この意味においては、前コラムのユーロキャリー取引が依然としてマーケットの中心。
【参考記事】
●異例の低ボラティリティが続くドル/円より、注目は250pipsも急落したユーロ/豪ドル!
ただ、その最右翼だったユーロ/豪ドルは、短期では下記の報道による豪ドルにとっては特殊要因が飛び出し、下落の勢いが弱っています。

(出所:米国FXCM)
シェル、豪ウッドサイド株の大半を売却
英蘭系メジャー(国際石油資本)のロイヤル・ダッチ・シェルは、保有する豪ウッドサイド・ペトロリアム株の大半を61億豪ドル(約5800億円)で売却する。減益にあえぐシェルは資産売却を進めている。
両社はそれぞれ17日付の発表文で、シェルが向こう24時間で豪石油業界2位のウッドサイトの株式19%を売却することを明らかにした。半分は機関投資家に売却し、もう半分はウッドサイドが買い戻す。この取引でシェルの持ち株比率は4.1%に低下する。

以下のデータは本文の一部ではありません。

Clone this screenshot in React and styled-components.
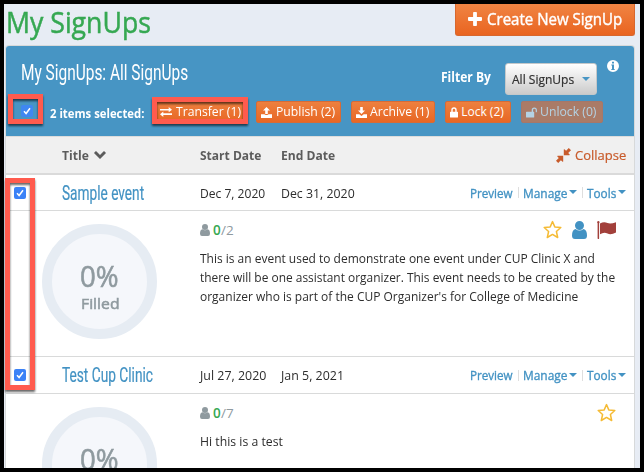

シェルのベン・バン・ブールデン最高経営責任者(CEO)は発表文で「今日の発表はシェルの資本効率を高め、豪州での成長の焦点を直接保有資産に絞る取り組みの一環だ」と述べた。
シェルは大型・長期事業の費用が大きく膨らむ中、米国での天然ガスの値下がりに利益をむしばまれている。今年1-3月期(第1四半期)決算は44%の減益だった。アジアと欧州の製油所に関わる減損費用が響いた。
シェルは豪州での天然ガス事業に巨費を投じている。同社は西オーストラリア州のガス輸出プロジェクト「ノースウエスト・シェルフ」と、合弁事業の「ゴーゴン」と「プレリュード」について多大な権益を保有している。また、中国石油天然気(ペトロチャイナ)とのクイーンズランド州の非在来型ガス合弁事業にも関わっている。
豪当局は2001年、国益を理由にシェルによるウッドサイドの完全買収を阻止した。シェルは10年に大量のウッドサイド株を売却した。シェルがその際、残りの持ち分も長期保有しない意向を示していたため、投資家は前々から保有株の放出を予想していた。
(出所:Wall Street Journal)
この報道は豪ドル安を誘因しやすく、短期的にはユーロ/豪ドルの下落を抑制しています。
ただ、中期でのユーロ/豪ドルの流れは変わらず。

(出所:米国FXCM)
結果、ユーロキャリー(緩和のユーロ売り)であれば、ユーロ/英ポンドやユーロ/NZドル、加えて円キャリー(緩和の円売り)のクロス円であれば、英ポンド/円が有効でしょうか?